◆ **Data**
□ □ □
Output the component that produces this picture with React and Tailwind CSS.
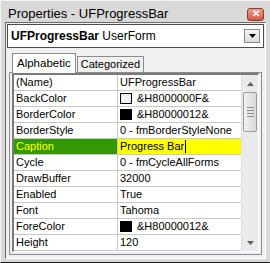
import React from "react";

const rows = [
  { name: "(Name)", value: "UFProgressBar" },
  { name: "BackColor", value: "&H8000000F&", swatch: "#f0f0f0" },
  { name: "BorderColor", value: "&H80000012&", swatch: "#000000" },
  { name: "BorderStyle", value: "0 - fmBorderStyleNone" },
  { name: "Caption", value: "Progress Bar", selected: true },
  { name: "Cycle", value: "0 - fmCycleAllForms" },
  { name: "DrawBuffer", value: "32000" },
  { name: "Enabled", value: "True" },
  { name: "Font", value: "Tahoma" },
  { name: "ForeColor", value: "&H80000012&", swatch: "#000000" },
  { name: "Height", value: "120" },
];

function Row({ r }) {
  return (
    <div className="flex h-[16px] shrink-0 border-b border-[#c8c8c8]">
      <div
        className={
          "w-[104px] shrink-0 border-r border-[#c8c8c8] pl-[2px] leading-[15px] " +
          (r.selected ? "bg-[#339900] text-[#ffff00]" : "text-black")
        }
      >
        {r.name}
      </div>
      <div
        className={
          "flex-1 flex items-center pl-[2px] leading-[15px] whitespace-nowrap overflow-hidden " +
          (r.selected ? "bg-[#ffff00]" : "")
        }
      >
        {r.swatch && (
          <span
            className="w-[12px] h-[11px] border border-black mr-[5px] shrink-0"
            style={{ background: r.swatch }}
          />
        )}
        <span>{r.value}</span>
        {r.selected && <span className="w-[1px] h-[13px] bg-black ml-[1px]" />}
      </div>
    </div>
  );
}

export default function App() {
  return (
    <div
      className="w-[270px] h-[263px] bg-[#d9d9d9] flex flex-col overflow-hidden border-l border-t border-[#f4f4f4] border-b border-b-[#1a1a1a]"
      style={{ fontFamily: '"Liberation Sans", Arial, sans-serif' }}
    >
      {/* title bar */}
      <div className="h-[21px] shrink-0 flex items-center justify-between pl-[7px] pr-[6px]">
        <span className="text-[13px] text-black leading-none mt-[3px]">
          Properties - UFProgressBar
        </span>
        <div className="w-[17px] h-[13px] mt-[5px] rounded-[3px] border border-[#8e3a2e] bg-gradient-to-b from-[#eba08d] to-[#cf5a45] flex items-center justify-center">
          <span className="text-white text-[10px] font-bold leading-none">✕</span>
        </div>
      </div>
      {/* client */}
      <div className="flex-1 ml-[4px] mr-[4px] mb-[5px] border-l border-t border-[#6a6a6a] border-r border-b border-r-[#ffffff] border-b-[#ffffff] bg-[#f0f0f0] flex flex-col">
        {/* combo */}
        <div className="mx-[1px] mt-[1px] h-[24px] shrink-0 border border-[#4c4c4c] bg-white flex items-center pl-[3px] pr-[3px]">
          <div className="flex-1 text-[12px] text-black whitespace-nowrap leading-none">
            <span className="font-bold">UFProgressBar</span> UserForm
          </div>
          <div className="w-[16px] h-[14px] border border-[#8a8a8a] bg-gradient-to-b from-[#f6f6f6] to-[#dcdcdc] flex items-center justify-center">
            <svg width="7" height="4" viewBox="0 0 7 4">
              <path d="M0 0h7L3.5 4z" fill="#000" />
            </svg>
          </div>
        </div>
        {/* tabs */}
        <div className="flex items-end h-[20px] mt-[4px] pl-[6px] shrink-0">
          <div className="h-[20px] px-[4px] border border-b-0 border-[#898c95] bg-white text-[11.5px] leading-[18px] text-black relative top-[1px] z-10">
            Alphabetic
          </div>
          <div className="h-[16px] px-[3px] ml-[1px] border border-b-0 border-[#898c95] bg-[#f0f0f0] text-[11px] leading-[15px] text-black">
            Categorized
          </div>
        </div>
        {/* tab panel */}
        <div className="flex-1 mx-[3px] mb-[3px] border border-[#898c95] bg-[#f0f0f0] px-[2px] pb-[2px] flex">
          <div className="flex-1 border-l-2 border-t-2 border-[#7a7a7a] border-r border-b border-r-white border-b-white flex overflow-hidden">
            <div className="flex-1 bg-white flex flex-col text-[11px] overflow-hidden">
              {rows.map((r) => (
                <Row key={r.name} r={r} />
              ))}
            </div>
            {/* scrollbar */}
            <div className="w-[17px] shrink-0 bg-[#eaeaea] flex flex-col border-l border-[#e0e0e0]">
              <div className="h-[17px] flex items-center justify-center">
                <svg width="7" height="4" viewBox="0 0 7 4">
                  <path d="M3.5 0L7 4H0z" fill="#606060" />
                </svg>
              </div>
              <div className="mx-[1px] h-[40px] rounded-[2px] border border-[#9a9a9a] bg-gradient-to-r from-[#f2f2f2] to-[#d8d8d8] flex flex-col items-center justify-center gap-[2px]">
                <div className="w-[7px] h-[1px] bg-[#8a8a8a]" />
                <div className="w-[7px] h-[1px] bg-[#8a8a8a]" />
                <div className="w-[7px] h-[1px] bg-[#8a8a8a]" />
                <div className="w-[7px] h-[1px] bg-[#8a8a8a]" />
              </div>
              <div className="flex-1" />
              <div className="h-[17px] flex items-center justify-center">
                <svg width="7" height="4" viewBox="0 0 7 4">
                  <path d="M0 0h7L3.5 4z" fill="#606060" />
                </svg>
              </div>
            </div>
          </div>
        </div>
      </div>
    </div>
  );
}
□ □ □
◆ **Exercise description**
In the copy, include no pictures; restate the listing above exactly.

◆ **Solution to this problem**
Output the component that produces this picture with React and Tailwind CSS.
import React from "react";

const rows = [
  { name: "(Name)", value: "UFProgressBar" },
  { name: "BackColor", value: "&H8000000F&", swatch: "#f0f0f0" },
  { name: "BorderColor", value: "&H80000012&", swatch: "#000000" },
  { name: "BorderStyle", value: "0 - fmBorderStyleNone" },
  { name: "Caption", value: "Progress Bar", selected: true },
  { name: "Cycle", value: "0 - fmCycleAllForms" },
  { name: "DrawBuffer", value: "32000" },
  { name: "Enabled", value: "True" },
  { name: "Font", value: "Tahoma" },
  { name: "ForeColor", value: "&H80000012&", swatch: "#000000" },
  { name: "Height", value: "120" },
];

function Row({ r }) {
  return (
    <div className="flex h-[16px] shrink-0 border-b border-[#c8c8c8]">
      <div
        className={
          "w-[104px] shrink-0 border-r border-[#c8c8c8] pl-[2px] leading-[15px] " +
          (r.selected ? "bg-[#339900] text-[#ffff00]" : "text-black")
        }
      >
        {r.name}
      </div>
      <div
        className={
          "flex-1 flex items-center pl-[2px] leading-[15px] whitespace-nowrap overflow-hidden " +
          (r.selected ? "bg-[#ffff00]" : "")
        }
      >
        {r.swatch && (
          <span
            className="w-[12px] h-[11px] border border-black mr-[5px] shrink-0"
            style={{ background: r.swatch }}
          />
        )}
        <span>{r.value}</span>
        {r.selected && <span className="w-[1px] h-[13px] bg-black ml-[1px]" />}
      </div>
    </div>
  );
}

export default function App() {
  return (
    <div
      className="w-[270px] h-[263px] bg-[#d9d9d9] flex flex-col overflow-hidden border-l border-t border-[#f4f4f4] border-b border-b-[#1a1a1a]"
      style={{ fontFamily: '"Liberation Sans", Arial, sans-serif' }}
    >
      {/* title bar */}
      <div className="h-[21px] shrink-0 flex items-center justify-between pl-[7px] pr-[6px]">
        <span className="text-[13px] text-black leading-none mt-[3px]">
          Properties - UFProgressBar
        </span>
        <div className="w-[17px] h-[13px] mt-[5px] rounded-[3px] border border-[#8e3a2e] bg-gradient-to-b from-[#eba08d] to-[#cf5a45] flex items-center justify-center">
          <span className="text-white text-[10px] font-bold leading-none">✕</span>
        </div>
      </div>
      {/* client */}
      <div className="flex-1 ml-[4px] mr-[4px] mb-[5px] border-l border-t border-[#6a6a6a] border-r border-b border-r-[#ffffff] border-b-[#ffffff] bg-[#f0f0f0] flex flex-col">
        {/* combo */}
        <div className="mx-[1px] mt-[1px] h-[24px] shrink-0 border border-[#4c4c4c] bg-white flex items-center pl-[3px] pr-[3px]">
          <div className="flex-1 text-[12px] text-black whitespace-nowrap leading-none">
            <span className="font-bold">UFProgressBar</span> UserForm
          </div>
          <div className="w-[16px] h-[14px] border border-[#8a8a8a] bg-gradient-to-b from-[#f6f6f6] to-[#dcdcdc] flex items-center justify-center">
            <svg width="7" height="4" viewBox="0 0 7 4">
              <path d="M0 0h7L3.5 4z" fill="#000" />
            </svg>
          </div>
        </div>
        {/* tabs */}
        <div className="flex items-end h-[20px] mt-[4px] pl-[6px] shrink-0">
          <div className="h-[20px] px-[4px] border border-b-0 border-[#898c95] bg-white text-[11.5px] leading-[18px] text-black relative top-[1px] z-10">
            Alphabetic
          </div>
          <div className="h-[16px] px-[3px] ml-[1px] border border-b-0 border-[#898c95] bg-[#f0f0f0] text-[11px] leading-[15px] text-black">
            Categorized
          </div>
        </div>
        {/* tab panel */}
        <div className="flex-1 mx-[3px] mb-[3px] border border-[#898c95] bg-[#f0f0f0] px-[2px] pb-[2px] flex">
          <div className="flex-1 border-l-2 border-t-2 border-[#7a7a7a] border-r border-b border-r-white border-b-white flex overflow-hidden">
            <div className="flex-1 bg-white flex flex-col text-[11px] overflow-hidden">
              {rows.map((r) => (
                <Row key={r.name} r={r} />
              ))}
            </div>
            {/* scrollbar */}
            <div className="w-[17px] shrink-0 bg-[#eaeaea] flex flex-col border-l border-[#e0e0e0]">
              <div className="h-[17px] flex items-center justify-center">
                <svg width="7" height="4" viewBox="0 0 7 4">
                  <path d="M3.5 0L7 4H0z" fill="#606060" />
                </svg>
              </div>
              <div className="mx-[1px] h-[40px] rounded-[2px] border border-[#9a9a9a] bg-gradient-to-r from-[#f2f2f2] to-[#d8d8d8] flex flex-col items-center justify-center gap-[2px]">
                <div className="w-[7px] h-[1px] bg-[#8a8a8a]" />
                <div className="w-[7px] h-[1px] bg-[#8a8a8a]" />
                <div className="w-[7px] h-[1px] bg-[#8a8a8a]" />
                <div className="w-[7px] h-[1px] bg-[#8a8a8a]" />
              </div>
              <div className="flex-1" />
              <div className="h-[17px] flex items-center justify-center">
                <svg width="7" height="4" viewBox="0 0 7 4">
                  <path d="M0 0h7L3.5 4z" fill="#606060" />
                </svg>
              </div>
            </div>
          </div>
        </div>
      </div>
    </div>
  );
}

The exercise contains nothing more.